Print out the material that follows word for word.

╭──

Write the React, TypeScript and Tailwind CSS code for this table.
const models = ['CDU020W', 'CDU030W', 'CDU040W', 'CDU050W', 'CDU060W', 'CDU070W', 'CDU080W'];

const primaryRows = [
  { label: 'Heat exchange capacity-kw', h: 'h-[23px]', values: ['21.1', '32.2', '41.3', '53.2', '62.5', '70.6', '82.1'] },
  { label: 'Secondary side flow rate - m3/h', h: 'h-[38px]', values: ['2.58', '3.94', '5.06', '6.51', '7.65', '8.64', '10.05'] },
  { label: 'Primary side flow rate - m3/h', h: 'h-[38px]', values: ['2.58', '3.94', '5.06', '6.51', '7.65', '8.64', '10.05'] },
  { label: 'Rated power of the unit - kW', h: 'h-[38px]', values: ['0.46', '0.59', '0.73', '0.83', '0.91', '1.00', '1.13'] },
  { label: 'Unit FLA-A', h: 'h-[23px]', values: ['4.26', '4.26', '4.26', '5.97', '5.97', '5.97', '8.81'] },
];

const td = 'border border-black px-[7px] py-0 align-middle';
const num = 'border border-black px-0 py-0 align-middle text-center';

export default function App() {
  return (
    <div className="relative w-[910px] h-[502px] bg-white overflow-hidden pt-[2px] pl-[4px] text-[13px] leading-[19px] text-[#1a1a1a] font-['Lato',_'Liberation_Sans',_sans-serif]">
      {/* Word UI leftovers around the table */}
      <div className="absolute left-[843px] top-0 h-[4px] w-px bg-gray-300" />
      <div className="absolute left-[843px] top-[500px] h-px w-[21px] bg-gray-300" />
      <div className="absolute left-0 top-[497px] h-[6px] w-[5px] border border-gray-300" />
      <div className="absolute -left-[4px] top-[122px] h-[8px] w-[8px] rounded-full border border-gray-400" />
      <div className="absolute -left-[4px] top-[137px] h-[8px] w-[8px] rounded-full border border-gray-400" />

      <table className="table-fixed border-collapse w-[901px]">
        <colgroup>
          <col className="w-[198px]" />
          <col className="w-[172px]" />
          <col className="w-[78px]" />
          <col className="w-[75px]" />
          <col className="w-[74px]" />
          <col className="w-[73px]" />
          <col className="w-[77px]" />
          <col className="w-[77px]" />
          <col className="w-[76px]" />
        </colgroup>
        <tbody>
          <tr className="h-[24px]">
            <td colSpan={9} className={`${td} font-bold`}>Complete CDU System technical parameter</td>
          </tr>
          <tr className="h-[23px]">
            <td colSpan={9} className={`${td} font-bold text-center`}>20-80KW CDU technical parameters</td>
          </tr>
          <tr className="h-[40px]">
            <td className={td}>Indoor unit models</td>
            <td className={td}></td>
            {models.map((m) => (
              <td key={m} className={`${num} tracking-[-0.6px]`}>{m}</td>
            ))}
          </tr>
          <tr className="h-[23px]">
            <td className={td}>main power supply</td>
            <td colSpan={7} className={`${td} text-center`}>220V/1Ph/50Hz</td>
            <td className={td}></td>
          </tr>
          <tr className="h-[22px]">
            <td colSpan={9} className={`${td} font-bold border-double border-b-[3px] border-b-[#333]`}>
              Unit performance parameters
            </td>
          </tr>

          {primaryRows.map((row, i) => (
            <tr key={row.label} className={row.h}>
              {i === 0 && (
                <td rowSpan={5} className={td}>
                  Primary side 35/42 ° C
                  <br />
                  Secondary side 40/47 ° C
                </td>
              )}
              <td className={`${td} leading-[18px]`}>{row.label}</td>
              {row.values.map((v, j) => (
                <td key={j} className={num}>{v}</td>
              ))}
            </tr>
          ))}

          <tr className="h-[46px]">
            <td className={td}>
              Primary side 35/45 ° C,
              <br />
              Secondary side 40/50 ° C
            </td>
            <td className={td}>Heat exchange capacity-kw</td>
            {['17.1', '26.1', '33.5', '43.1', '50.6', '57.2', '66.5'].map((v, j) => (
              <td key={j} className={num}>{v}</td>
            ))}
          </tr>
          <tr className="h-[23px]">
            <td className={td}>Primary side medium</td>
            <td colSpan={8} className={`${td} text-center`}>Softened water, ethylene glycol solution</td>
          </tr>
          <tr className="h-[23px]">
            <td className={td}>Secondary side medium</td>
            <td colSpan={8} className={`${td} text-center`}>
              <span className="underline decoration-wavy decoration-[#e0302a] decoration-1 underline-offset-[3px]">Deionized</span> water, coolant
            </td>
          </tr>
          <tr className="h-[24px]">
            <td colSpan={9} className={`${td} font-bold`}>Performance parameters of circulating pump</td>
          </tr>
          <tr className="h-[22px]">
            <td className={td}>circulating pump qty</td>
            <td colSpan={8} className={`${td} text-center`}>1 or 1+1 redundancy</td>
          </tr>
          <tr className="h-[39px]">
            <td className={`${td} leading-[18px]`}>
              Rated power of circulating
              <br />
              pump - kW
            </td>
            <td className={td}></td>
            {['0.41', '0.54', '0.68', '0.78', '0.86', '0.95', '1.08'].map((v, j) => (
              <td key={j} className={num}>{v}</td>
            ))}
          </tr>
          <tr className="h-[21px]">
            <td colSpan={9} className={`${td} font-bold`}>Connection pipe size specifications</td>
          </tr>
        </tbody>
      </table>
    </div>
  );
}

╰──

Full answer —
Write the React, TypeScript and Tailwind CSS code for this table.
const models = ['CDU020W', 'CDU030W', 'CDU040W', 'CDU050W', 'CDU060W', 'CDU070W', 'CDU080W'];

const primaryRows = [
  { label: 'Heat exchange capacity-kw', h: 'h-[23px]', values: ['21.1', '32.2', '41.3', '53.2', '62.5', '70.6', '82.1'] },
  { label: 'Secondary side flow rate - m3/h', h: 'h-[38px]', values: ['2.58', '3.94', '5.06', '6.51', '7.65', '8.64', '10.05'] },
  { label: 'Primary side flow rate - m3/h', h: 'h-[38px]', values: ['2.58', '3.94', '5.06', '6.51', '7.65', '8.64', '10.05'] },
  { label: 'Rated power of the unit - kW', h: 'h-[38px]', values: ['0.46', '0.59', '0.73', '0.83', '0.91', '1.00', '1.13'] },
  { label: 'Unit FLA-A', h: 'h-[23px]', values: ['4.26', '4.26', '4.26', '5.97', '5.97', '5.97', '8.81'] },
];

const td = 'border border-black px-[7px] py-0 align-middle';
const num = 'border border-black px-0 py-0 align-middle text-center';

export default function App() {
  return (
    <div className="relative w-[910px] h-[502px] bg-white overflow-hidden pt-[2px] pl-[4px] text-[13px] leading-[19px] text-[#1a1a1a] font-['Lato',_'Liberation_Sans',_sans-serif]">
      {/* Word UI leftovers around the table */}
      <div className="absolute left-[843px] top-0 h-[4px] w-px bg-gray-300" />
      <div className="absolute left-[843px] top-[500px] h-px w-[21px] bg-gray-300" />
      <div className="absolute left-0 top-[497px] h-[6px] w-[5px] border border-gray-300" />
      <div className="absolute -left-[4px] top-[122px] h-[8px] w-[8px] rounded-full border border-gray-400" />
      <div className="absolute -left-[4px] top-[137px] h-[8px] w-[8px] rounded-full border border-gray-400" />

      <table className="table-fixed border-collapse w-[901px]">
        <colgroup>
          <col className="w-[198px]" />
          <col className="w-[172px]" />
          <col className="w-[78px]" />
          <col className="w-[75px]" />
          <col className="w-[74px]" />
          <col className="w-[73px]" />
          <col className="w-[77px]" />
          <col className="w-[77px]" />
          <col className="w-[76px]" />
        </colgroup>
        <tbody>
          <tr className="h-[24px]">
            <td colSpan={9} className={`${td} font-bold`}>Complete CDU System technical parameter</td>
          </tr>
          <tr className="h-[23px]">
            <td colSpan={9} className={`${td} font-bold text-center`}>20-80KW CDU technical parameters</td>
          </tr>
          <tr className="h-[40px]">
            <td className={td}>Indoor unit models</td>
            <td className={td}></td>
            {models.map((m) => (
              <td key={m} className={`${num} tracking-[-0.6px]`}>{m}</td>
            ))}
          </tr>
          <tr className="h-[23px]">
            <td className={td}>main power supply</td>
            <td colSpan={7} className={`${td} text-center`}>220V/1Ph/50Hz</td>
            <td className={td}></td>
          </tr>
          <tr className="h-[22px]">
            <td colSpan={9} className={`${td} font-bold border-double border-b-[3px] border-b-[#333]`}>
              Unit performance parameters
            </td>
          </tr>

          {primaryRows.map((row, i) => (
            <tr key={row.label} className={row.h}>
              {i === 0 && (
                <td rowSpan={5} className={td}>
                  Primary side 35/42 ° C
                  <br />
                  Secondary side 40/47 ° C
                </td>
              )}
              <td className={`${td} leading-[18px]`}>{row.label}</td>
              {row.values.map((v, j) => (
                <td key={j} className={num}>{v}</td>
              ))}
            </tr>
          ))}

          <tr className="h-[46px]">
            <td className={td}>
              Primary side 35/45 ° C,
              <br />
              Secondary side 40/50 ° C
            </td>
            <td className={td}>Heat exchange capacity-kw</td>
            {['17.1', '26.1', '33.5', '43.1', '50.6', '57.2', '66.5'].map((v, j) => (
              <td key={j} className={num}>{v}</td>
            ))}
          </tr>
          <tr className="h-[23px]">
            <td className={td}>Primary side medium</td>
            <td colSpan={8} className={`${td} text-center`}>Softened water, ethylene glycol solution</td>
          </tr>
          <tr className="h-[23px]">
            <td className={td}>Secondary side medium</td>
            <td colSpan={8} className={`${td} text-center`}>
              <span className="underline decoration-wavy decoration-[#e0302a] decoration-1 underline-offset-[3px]">Deionized</span> water, coolant
            </td>
          </tr>
          <tr className="h-[24px]">
            <td colSpan={9} className={`${td} font-bold`}>Performance parameters of circulating pump</td>
          </tr>
          <tr className="h-[22px]">
            <td className={td}>circulating pump qty</td>
            <td colSpan={8} className={`${td} text-center`}>1 or 1+1 redundancy</td>
          </tr>
          <tr className="h-[39px]">
            <td className={`${td} leading-[18px]`}>
              Rated power of circulating
              <br />
              pump - kW
            </td>
            <td className={td}></td>
            {['0.41', '0.54', '0.68', '0.78', '0.86', '0.95', '1.08'].map((v, j) => (
              <td key={j} className={num}>{v}</td>
            ))}
          </tr>
          <tr className="h-[21px]">
            <td colSpan={9} className={`${td} font-bold`}>Connection pipe size specifications</td>
          </tr>
        </tbody>
      </table>
    </div>
  );
}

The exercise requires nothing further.